Dat was toen. Ook nu is het een onderwerp dat speelt, zeker nu de weg van volledig elektrische wonen definitief is ingeslagen. Zoveel voorraad is er niet, dus is het belangrijk om de woningen slimmer te maken en de consument daarin te ondersteunen.
Minder energievoorraad nodig
Ons ‘duurzaam’ hart denkt nóg een stapje verder. Slimme woningen zorgen voor een uiterst efficiënt energiegebruik. Pak dat goed aan en je zult zien dat er simpelweg minder energievoorraad nodig is. Een andere stap is de grootindustrie betrekken. Zij zijn immers de grootste verbruikers en dus kan daar de meeste winst behaald worden. Krijgen we dat op de rails dan bespaart de netbeheerder en daalt het aantal netverzwaringen waar nu zo over geklaagd wordt.
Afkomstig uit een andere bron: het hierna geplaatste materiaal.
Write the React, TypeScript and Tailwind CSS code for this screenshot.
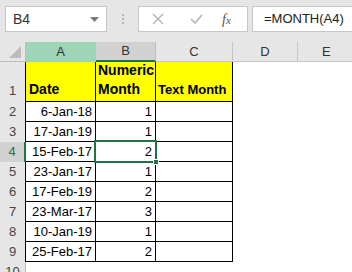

Smart Home is allesbehalve een gadget
Steeds vaker wordt bevestigd dat Smart Home allesbehalve een gadget is. Het wordt een integraal onderdeel van woningen, standaard bij oplevering of na renovatie. Net als je zonnepanelen, de warmtepomp, infraroodverwarming en de boiler voor je warm tapwater. Smart Home is allang geen leuke extra toevoeging aan een huis. Door het integraal onderdeel van de woning te laten zijn, dragen we samen bij aan het voorkomen van energieverspilling én creëren we een mooie balans in wooncomfort, energieverbruik in de woning en energiegebruik op het elektriciteitsnet.
Het goede nieuws is dat steeds meer bouwers, beleggers en woningcorporaties zich daar bewust van zijn. Dat is een geweldige eerste stap. Dat merken we ook bij BeNext, maar we zijn er nog niet. Er is nog een wereld te winnen. Wij zijn er klaar voor.